Tal vez Martínez Suárez no se haya dado cuenta de la trascendencia de lo que estaba haciendo, como no se dieron cuenta sus contemporáneos. 
 
Jorge Abel Martín, por ejemplo, juzga en su citada recopilación: "Al tener apoyatura sólo en los elementos externos y no bucear en las interesantes personalidades de sus criaturas, únicamente resultó a la postre rescatable el buen manejo narrativo de Martínez Suárez y el excelente y armonioso trabajo interpretativo de Mario Soffici, Mecha Ortiz, Arturo García Buhr, Narciso Ibáñez Menta y Bárbara Mujica." (op. cit., pág. 13).  

Martín era un hombre que sabía de cine y sabía ver cine. Si no entendió, fue por las mismas razones que el público no lo hizo. La película anunciaba de manera velada y, desde luego, involuntaria, que lo que habíamos vivido con las Tres A era poco, que faltaba algo aún peor. El lanzamiento al río de hombres y mujeres vivos, la mención del pentotal sódico (que los genocidas de la ESMA rebautizarían "pentonaval" para esos lanzamientos), la explicación de las muertes con el eufemismo "se esfumó" y el apoderamiento de los bienes de las víctimas son algunos de los estremecedores apuntes del film. Y todo dicho con suavidad, elegancia y la suprema astucia de coronar cada chiste macabro con una cita bíblica, para conjurar con sus propias armas al censor.

Hace mucho tiempo José Agustín Mahieu, uno de los grandes críticos argentinos y, como Tomás Eloy, un hombre de cine y un perseguido, fue capaz de definir la función del artista como catalizador de las tensiones sociales: "El artista suele ser anticipador. Su sensibilidad capta las crisis cuando aún no están manifiestamente definidas, a la vez que suelen chocar con él, conflictualmente los contenidos pasados." (Breve historia del cine argentino, Eudeba, Bs. AS., 1966, pág. 48). Siempre me impresionó la justeza de este juicio, por lo que no es la primera vez que lo cito y presumo que no será la última.

Los muchachos de antes no usaban arsénico no fue comprendida cabalmente porque no podía serlo. Cuando Narciso Ibáñez Menta dice con frialdad que matar comadrejas es lo que da derecho a tener gallinas, la película estalla en toda su formidable potencia alegórica, despojando a los  dictadores de 1976 de toda la palabrería fuera de sus motivaciones patrioteras. Porque mataron para  hacerse un derecho a tener, es decir, para robar: dejando en claro que el crimen no siempre es una cuestión de moral, sino de interés.

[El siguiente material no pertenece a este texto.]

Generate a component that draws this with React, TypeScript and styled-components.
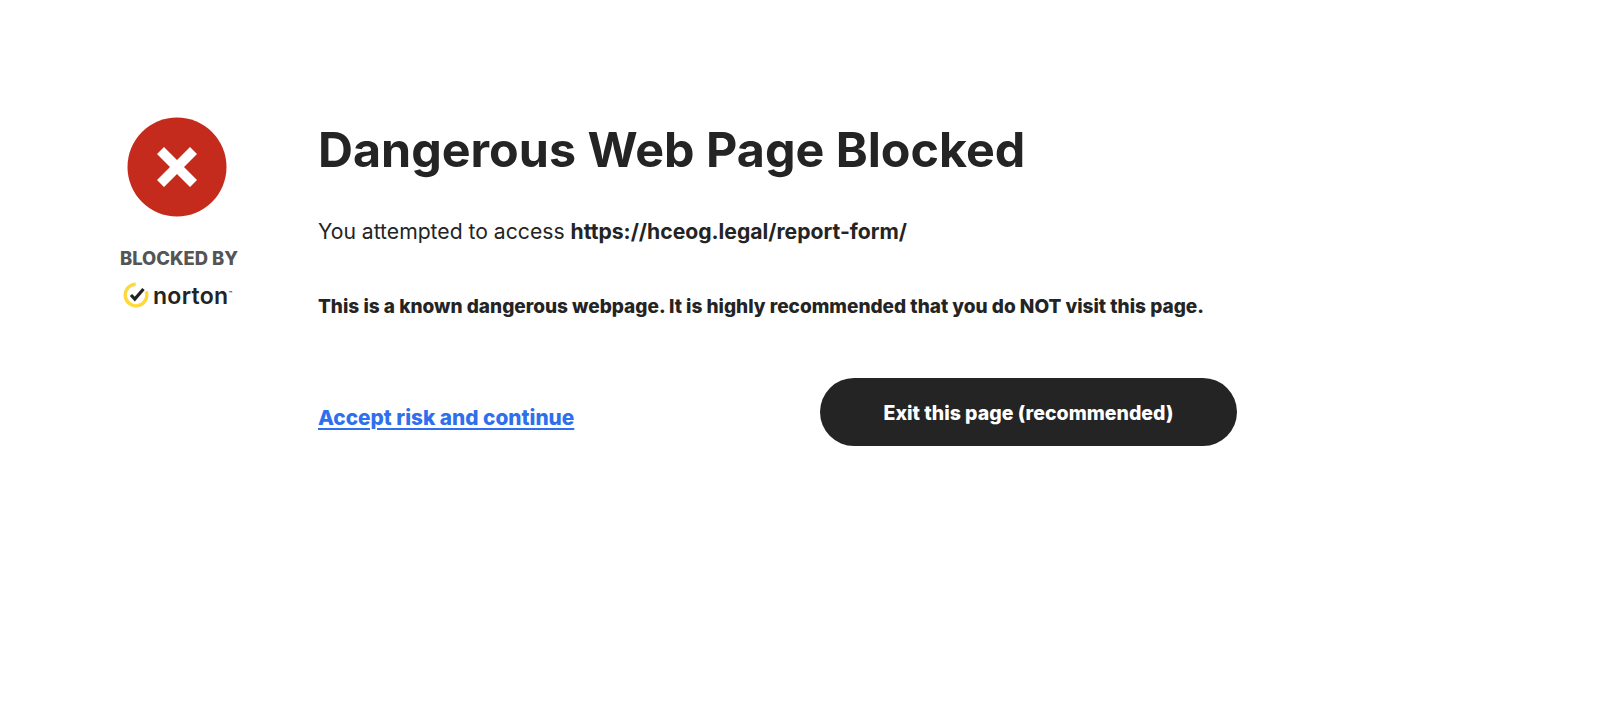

Los muchachos de antes no usaban arsénico ha de ser la mejor película de José Martínez Suárez y una de las más grandes de nuestro cine. Bella, inteligente y  siniestra, no fue entendida sencillamente porque los argentinos no vieron en ella lo que no quisieron ver, o lo que sencillamente  era insoportable de ver. 
 
 
Apuntes de un socio irremplazable: augusto giustozzi

El co-guionista de Los muchachos de antes no usaban arsénico, fue Augusto Giustozzi (Buenos Aires, 1927-2001), conocido profesionalmente como Gius. 

Celebrado autor de cine, teatro y televisión, obtuvo por su trabajo el Premio Martín Fierro  en 1962; el premio Argentores correspondiente a los años 1968, 1975, 1976, 1986, 1990, y también el Argentores de honor en 1993.

A su nombre están unidos los más grandes éxitos de la pantalla chica argentina, tales como Casino Philips, El circo de Marrone, El teatro de Darío Vittori, El mundo del espectáculo, Grande, Pa y Amigos son los amigos, entre tantísimos otros,  todos ellos grandes éxitos de la televisión argentina. 

Pero, para muchos –entre quienes me incluyo-  será siempre el creador de Yo soy porteño, un programa inolvidable por su autenticidd y elenco excepcional.

José Martínez Suárez  lo convocó para colaborar en el guión de Los chantas (1974) y Los muchachos de antes no usaban arsénico (1976). Habían comenzado a trabajar juntos en 1974 en La Mary, de Daniel Tinayre.
Fueron amigos entrañables.
 
 
Los Tres hermanos
José Martínez Suárez pertenece a una familia que se convirtió en una de las más importantes del cine y la televisión en la Argentina. En la foto se lo puede ver al pequeño José, el mayor de los hermanos de la familia Martínez Suárez, posando con sus hermanas mellizas Goldi y Chiquita. Con el tiempo ellas se convertirían en las famosas Silvia y Mirtha Legrand.